Lucros  Entre 2003 e 2013 (o balanço anual da empresa relativo a 2014 ainda não foi apresentado), dos R$ 13,1 bilhões lucrados pela Sabesp com a cobrança de água e esgoto da população, R$ 4,3 bilhões foram destinados aos acionistas, conforme relatório da diretoria econômico-financeira e de relações com investidores da Sabesp, apresentado em março de 2014.

O estatuto social da Sabesp determina que os acionistas podem embolsar no mínimo 25% do lucro líquido anual da empresa. Em 2003, 60,5% do total foram destinados dos sócios.

Professores – O Ato de Luta pela Água coincidiu em horário e local com a passeata dos professores do estado de São Paulo, que decidiram manter greve nesta sexta-feira 20 após assembleia no vão livre do Masp.
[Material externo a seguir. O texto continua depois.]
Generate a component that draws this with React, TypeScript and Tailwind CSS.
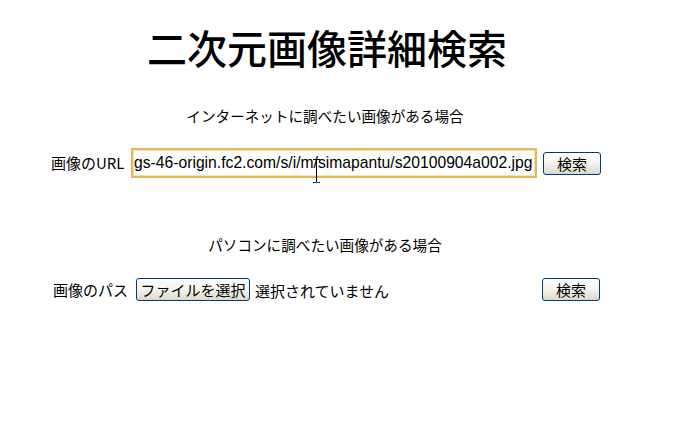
const jp = "font-['MS_PGothic','Noto_Sans_CJK_JP',sans-serif]";

function SearchButton() {
  return (
    <button
      type="button"
      className="flex h-[23px] w-[58px] items-center justify-center rounded-[3px] border border-[#003c74] bg-gradient-to-b from-white via-[#f4f3ee] to-[#dcd9cc] text-[15px] leading-none text-black"
    >
      検索
    </button>
  );
}

export default function App() {
  return (
    <div className={`relative min-h-[429px] w-[685px] bg-white text-black ${jp}`}>
      <div className="w-[650px]">
        <h1 className="pt-[21px] pl-[4px] text-center text-[40px] leading-[52px] font-medium">
          二次元画像詳細検索
        </h1>

        <p className="mt-[33px] text-center text-[14.6px] leading-[20px]">
          インターネットに調べたい画像がある場合
        </p>

        <div className="mt-[22px] flex items-center pl-[51px]">
          <span className="w-[80px] text-[15px] leading-[20px]">画像のURL</span>
          <input
            readOnly
            value="gs-46-origin.fc2.com/s/i/m/simapantu/s20100904a002.jpg"
            className="h-[30px] w-[406px] border-2 border-[#e2b858] bg-white px-[1px] font-['Liberation_Sans',sans-serif] text-[15.7px] text-black shadow-[inset_0_0_0_1px_#f6e3b4] outline-none"
          />
          <div className="ml-[6px]">
            <SearchButton />
          </div>
        </div>

        <p className="mt-[57px] text-center text-[14.6px] leading-[20px]">
          パソコンに調べたい画像がある場合
        </p>

        <div className="mt-[23px] flex items-center pl-[53px] pr-[50px]">
          <span className="w-[83px] text-[15px] leading-[20px]">画像のパス</span>
          <button
            type="button"
            className="flex h-[23px] w-[114px] items-center justify-center rounded-[3px] border border-[#003c74] bg-gradient-to-b from-white via-[#f4f3ee] to-[#dcd9cc] text-[15px] leading-none text-black"
          >
            ファイルを選択
          </button>
          <span className="ml-[5px] mt-[3px] text-[15px] leading-[20px]">選択されていません</span>
          <div className="ml-auto">
            <SearchButton />
          </div>
        </div>
      </div>

      {/* mouse I-beam over the url field */}
      <svg
        className="absolute left-[313px] top-[159px]"
        width="7"
        height="24"
        viewBox="0 0 7 24"
        fill="none"
      >
        <path d="M0 0.5h7M3.5 0.5v23M0 23.5h7" stroke="#000" strokeWidth="1" />
        <path d="M1 23.5h5" stroke="#3050a0" strokeWidth="1" />
      </svg>
    </div>
  );
}
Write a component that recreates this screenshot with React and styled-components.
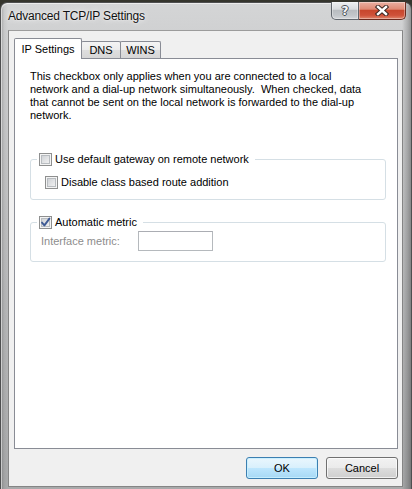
import React from 'react';
import styled, { createGlobalStyle } from 'styled-components';

const Global = createGlobalStyle`
  html, body { margin: 0; padding: 0; background: #35352d; }
  body {
    width: 412px; height: 489px; overflow: hidden;
    font-family: "Liberation Sans", Arial, sans-serif;
    font-size: 11px; color: #000;
  }
  #root { width: 412px; height: 489px; }
  * { box-sizing: border-box; }
`;

const Window = styled.div`
  width: 412px;
  height: 487px;
  margin-top: 2px;
  display: flex;
  flex-direction: column;
  border: 1px solid #4e4f50;
  border-bottom: none;
  border-radius: 7px 7px 0 0;
  background:
    linear-gradient(to right, rgba(0,0,0,0.22) 0, rgba(0,0,0,0.05) 3px, rgba(0,0,0,0) 7px,
      rgba(0,0,0,0) calc(100% - 9px), rgba(0,0,0,0.18) calc(100% - 3px), rgba(0,0,0,0.3) 100%),
    linear-gradient(to bottom, #d4d5d6 0, #d0d1d2 28px, #b9babb 60%, #a9aaab 100%);
  box-shadow: inset 1px 1px 0 rgba(255,255,255,0.55);
`;

const TitleBar = styled.div`
  flex: none;
  height: 27px;
  display: flex;
  align-items: flex-start;
  padding: 0 5px 0 7px;
`;

const Title = styled.div`
  flex: 1;
  align-self: center;
  margin-top: -1px;
  font-size: 12px;
  letter-spacing: -0.2px;
  color: #111;
  text-shadow: 0 0 6px rgba(255,255,255,0.95), 0 0 2px rgba(255,255,255,0.8);
`;

const CaptionButtons = styled.div`
  display: flex;
  margin-top: -1px;
`;

const CaptionButton = styled.div`
  height: 18px;
  width: ${p => p.$w}px;
  display: flex;
  align-items: center;
  justify-content: center;
  border: 1px solid ${p => (p.$close ? '#6b2a1e' : '#60666d')};
  border-top: none;
  border-left-width: ${p => (p.$close ? 0 : 1)}px;
  border-radius: ${p => (p.$close ? '0 0 5px 0' : '0 0 0 5px')};
  background: ${p =>
    p.$close
      ? 'linear-gradient(to bottom, #eab0a2 0%, #df8a75 42%, #c8472d 50%, #cf5139 78%, #e0866c 100%)'
      : 'linear-gradient(to bottom, #eef0f2 0%, #d9dcdf 42%, #b9bdc1 50%, #c2c6ca 78%, #d4d7da 100%)'};
  box-shadow: inset 0 0 0 1px rgba(255,255,255,0.35);
`;

const HelpGlyph = styled.span`
  font-family: "DejaVu Sans", sans-serif;
  font-weight: bold;
  font-size: 12px;
  line-height: 1;
  color: #f4f6f8;
  text-shadow: 1px 0 0 #4a5058, -1px 0 0 #4a5058, 0 1px 0 #4a5058, 0 -1px 0 #4a5058;
`;

const Client = styled.div`
  flex: 1;
  margin: 0 8px 2px 7px;
  border: 1px solid #858585;
  border-top-color: #9c9c9c;
  background: #f0f0f0;
  padding: 7px 4px 7px 5px;
  display: flex;
  flex-direction: column;
`;

const TabRow = styled.div`
  flex: none;
  height: 20px;
  display: flex;
  align-items: flex-end;
`;

const Tab = styled.div`
  width: ${p => p.$w}px;
  height: ${p => (p.$active ? 21 : 17)}px;
  margin-bottom: ${p => (p.$active ? -1 : 0)}px;
  position: relative;
  z-index: ${p => (p.$active ? 1 : 0)};
  display: flex;
  align-items: center;
  justify-content: center;
  border: 1px solid #898c95;
  border-bottom: none;
  border-radius: 2px 2px 0 0;
  background: ${p =>
    p.$active ? '#ffffff' : 'linear-gradient(to bottom, #f4f4f4 0%, #ececec 50%, #dedede 51%, #d6d6d6 100%)'};
  & + & { margin-left: -1px; }
`;

const Panel = styled.div`
  flex: 1;
  border: 1px solid #898c95;
  background: #ffffff;
  padding: 11px 11px 0 15px;
  display: flex;
  flex-direction: column;
`;

const Para = styled.p`
  margin: 0;
  line-height: 13px;
`;

const Group = styled.fieldset`
  margin: ${p => p.$mt}px 0 0 0;
  padding: 0;
  min-width: 0;
  border: 1px solid #d5dfe5;
  border-radius: 3px;
`;

const Legend = styled.legend`
  display: flex;
  height: 13px;
  margin-left: 6px;
  padding: 0 6px 0 2px;
  line-height: 13px;
`;

const Check = styled.label`
  display: flex;
  align-items: center;
  gap: 3px;
  height: 13px;
  line-height: 13px;
  color: ${p => (p.$disabled ? '#8f8f8f' : '#000')};
`;

const Box = styled.span`
  width: 13px;
  height: 13px;
  flex: none;
  display: inline-flex;
  align-items: center;
  justify-content: center;
  border: 1px solid #8e8f8f;
  background: linear-gradient(135deg, #c6cacf 0%, #e3e4e6 55%, #f7f7f7 100%);
  box-shadow: inset 0 0 0 1px #f4f4f4, inset 0 0 0 2px #b8bcc0;
`;

const GroupBody = styled.div`
  padding: ${p => p.$pad};
  display: flex;
  align-items: center;
`;

const FieldLabel = styled.span`
  width: 97px;
  flex: none;
  color: #8d8d8d;
  line-height: 13px;
`;

const TextInput = styled.div`
  width: 75px;
  height: 20px;
  border: 1px solid #b5b9bd;
  border-top-color: #abadb3;
  background: #ffffff;
`;

const ButtonRow = styled.div`
  flex: none;
  margin-top: 8px;
  display: flex;
  justify-content: flex-end;
  gap: 8px;
`;

const Button = styled.div`
  width: 72px;
  height: 22px;
  display: flex;
  align-items: center;
  justify-content: center;
  border-radius: 3px;
  border: 1px solid ${p => (p.$default ? '#3c7fb1' : '#707070')};
  background: ${p =>
    p.$default
      ? 'linear-gradient(to bottom, #eaf6fd 0%, #d9f0fc 48%, #bee6fd 50%, #a7d9f5 100%)'
      : 'linear-gradient(to bottom, #f2f2f2 0%, #ebebeb 48%, #dddddd 50%, #cfcfcf 100%)'};
  box-shadow: inset 0 0 0 1px ${p => (p.$default ? 'rgba(200,240,255,0.9)' : 'rgba(255,255,255,0.7)')};
  color: #000;
`;

function Checkbox({ checked, children }) {
  return (
    <Check>
      <Box>
        {checked && (
          <svg width="11" height="11" viewBox="0 0 11 11">
            <path d="M2 5.6 L4.4 8.4 L9.4 1.6" fill="none" stroke="#3e5a94" strokeWidth="1.9" strokeLinecap="round" strokeLinejoin="round" />
          </svg>
        )}
      </Box>
      <span>{children}</span>
    </Check>
  );
}

export default function App() {
  return (
    <>
      <Global />
      <Window>
        <TitleBar>
          <Title>Advanced TCP/IP Settings</Title>
          <CaptionButtons>
            <CaptionButton $w={28}>
              <HelpGlyph>?</HelpGlyph>
            </CaptionButton>
            <CaptionButton $w={47} $close>
              <svg width="14" height="11" viewBox="0 0 14 11">
                <path d="M3 2 L11 9 M11 2 L3 9" stroke="#3a2622" strokeWidth="4.4" strokeLinecap="square" />
                <path d="M3 2 L11 9 M11 2 L3 9" stroke="#ffffff" strokeWidth="2.4" strokeLinecap="square" />
              </svg>
            </CaptionButton>
          </CaptionButtons>
        </TitleBar>
        <Client>
          <TabRow>
            <Tab $active $w={68}>IP Settings</Tab>
            <Tab $w={40}>DNS</Tab>
            <Tab $w={41}>WINS</Tab>
          </TabRow>
          <Panel>
            <Para>
              This checkbox only applies when you are connected to a local<br />
              network and a dial-up network simultaneously.{'\u00a0'} When checked, data<br />
              that cannot be sent on the local network is forwarded to the dial-up<br />
              network.
            </Para>
            <Group $mt={31}>
              <Legend>
                <Checkbox>Use default gateway on remote network</Checkbox>
              </Legend>
              <GroupBody $pad="10px 14px 10px">
                <Checkbox>Disable class based route addition</Checkbox>
              </GroupBody>
            </Group>
            <Group $mt={16}>
              <Legend>
                <Checkbox checked>Automatic metric</Checkbox>
              </Legend>
              <GroupBody $pad="2px 10px 10px">
                <FieldLabel>Interface metric:</FieldLabel>
                <TextInput />
              </GroupBody>
            </Group>
          </Panel>
          <ButtonRow>
            <Button $default>OK</Button>
            <Button>Cancel</Button>
          </ButtonRow>
        </Client>
      </Window>
    </>
  );
}
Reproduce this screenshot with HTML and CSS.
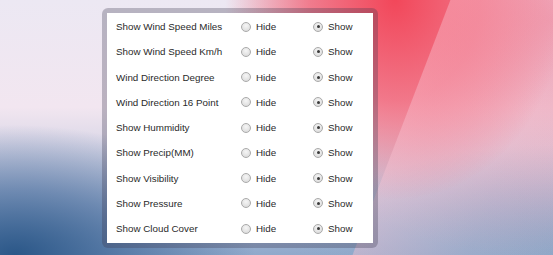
FILE: index.html
```html
<!DOCTYPE html>
<html lang="en">
	<head>
		<meta charset="UTF-8" />
		<title>Weather Display Options</title>
		<link rel="stylesheet" href="styles.css">
	</head>
	<body>
		<div class="frame">
			<form class="panel">
				<div class="row">
					<span class="label">Show Wind Speed Miles</span>
					<label class="opt"><input type="radio" name="windMiles" value="0"> Hide</label>
					<label class="opt"><input type="radio" name="windMiles" value="1" checked> Show</label>
				</div>
				<div class="row">
					<span class="label">Show Wind Speed Km/h</span>
					<label class="opt"><input type="radio" name="windKmh" value="0"> Hide</label>
					<label class="opt"><input type="radio" name="windKmh" value="1" checked> Show</label>
				</div>
				<div class="row">
					<span class="label">Wind Direction Degree</span>
					<label class="opt"><input type="radio" name="windDeg" value="0"> Hide</label>
					<label class="opt"><input type="radio" name="windDeg" value="1" checked> Show</label>
				</div>
				<div class="row">
					<span class="label">Wind Direction 16 Point</span>
					<label class="opt"><input type="radio" name="wind16" value="0"> Hide</label>
					<label class="opt"><input type="radio" name="wind16" value="1" checked> Show</label>
				</div>
				<div class="row">
					<span class="label">Show Hummidity</span>
					<label class="opt"><input type="radio" name="humidity" value="0"> Hide</label>
					<label class="opt"><input type="radio" name="humidity" value="1" checked> Show</label>
				</div>
				<div class="row">
					<span class="label">Show Precip(MM)</span>
					<label class="opt"><input type="radio" name="precip" value="0"> Hide</label>
					<label class="opt"><input type="radio" name="precip" value="1" checked> Show</label>
				</div>
				<div class="row">
					<span class="label">Show Visibility</span>
					<label class="opt"><input type="radio" name="visibility" value="0"> Hide</label>
					<label class="opt"><input type="radio" name="visibility" value="1" checked> Show</label>
				</div>
				<div class="row">
					<span class="label">Show Pressure</span>
					<label class="opt"><input type="radio" name="pressure" value="0"> Hide</label>
					<label class="opt"><input type="radio" name="pressure" value="1" checked> Show</label>
				</div>
				<div class="row">
					<span class="label">Show Cloud Cover</span>
					<label class="opt"><input type="radio" name="cloud" value="0"> Hide</label>
					<label class="opt"><input type="radio" name="cloud" value="1" checked> Show</label>
				</div>
			</form>
		</div>
	</body>
</html>
```

FILE: styles.css
```css
html, body {
	margin: 0;
	width: 553px;
	height: 255px;
	overflow: hidden;
}
body {
	font-family: "Liberation Sans", Arial, sans-serif;
	background:
		linear-gradient(111deg, transparent 420px, rgba(250, 195, 210, 0.42) 421px, rgba(250, 195, 210, 0.12) 530px, transparent 610px),
		radial-gradient(ellipse 170px 200px at 395px 0, #f2475a, rgba(242, 85, 105, 0.7) 50%, rgba(240, 120, 140, 0) 100%),
		radial-gradient(ellipse 320px 240px at 553px 20px, #ec9cb0, rgba(236, 160, 185, 0) 100%),
		radial-gradient(ellipse 240px 130px at 15px 255px, #2b5788, rgba(60, 100, 150, 0.6) 50%, rgba(150, 180, 215, 0) 100%),
		radial-gradient(ellipse 260px 110px at 553px 255px, #8ea8c8, rgba(170, 185, 215, 0) 100%),
		linear-gradient(180deg, #ece8f3 0, #f2e6f0 42%, #c6cbe0 70%, #90a9cb 100%);
	color: #2a2a2a;
}
.frame {
	width: 266px;
	margin: 8px 0 0 102px;
	padding: 5px;
	border-radius: 6px;
	background: rgba(60, 55, 80, 0.3);
}
.panel {
	background: #fff;
	padding: 1px 0 2px 9px;
}
.row {
	display: grid;
	grid-template-columns: 125px 72px 1fr;
	align-items: center;
	height: 25.25px;
	font-size: 9.8px;
}
.opt {
	display: flex;
	align-items: center;
	gap: 5px;
}
.opt input {
	appearance: none;
	-webkit-appearance: none;
	margin: 0;
	width: 10px;
	height: 10px;
	border-radius: 50%;
	border: 1px solid #aaa;
	background: radial-gradient(circle at 50% 35%, #f6f6f6, #d6d6d6);
	box-sizing: border-box;
	position: relative;
}
.opt input:checked::after {
	content: "";
	position: absolute;
	left: 2.5px;
	top: 2.5px;
	width: 3px;
	height: 3px;
	border-radius: 50%;
	background: #3a3a3a;
}
```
Os docentes deram grande manifestação de apoio à causa do coletivo, até porque sofrem diariamente com a gravidade da situação.

O professor de história Ireldo Alves denunciou que na escola onde trabalha, na divisa entre Itaquera e Cidade Tiradentes, falta água sistematicamente. "Não é só água. Falta até papel higiênico. Os alunos têm de trazer de casa. Tanto a falta de água como a situação das escolas são reflexo do mesmo problema: a gestão de sucateamento do estado praticada pelo governador Geraldo Alckmin. Um professor que dá 12 aulas por semana ganha um salário mínimo por mês", desabafa.

Crise prolongada – O geólogo Delmar Mates, um dos maiores estudiosos sobre o tema, esteve presente ao ato e apontou como a principal causa da crise a mercantilização da água por meio da da privatização dos serviços de saneamento básico.

“A Sabesp, que tinha função de servir água acessível e barata para todos, transformou esse objetivo na busca a qualquer custo da lucratividade. Temos de fazer uma reflexão sobre as causas desta crise que nos estamos enfrentando, por que efetivamente ocorre a crise hídrica, quem são os responsáveis e a partir disso nós encontrarmos soluções, porque nós estamos diante de uma luta prolongada, e os efeitos da crise também serão prolongados.”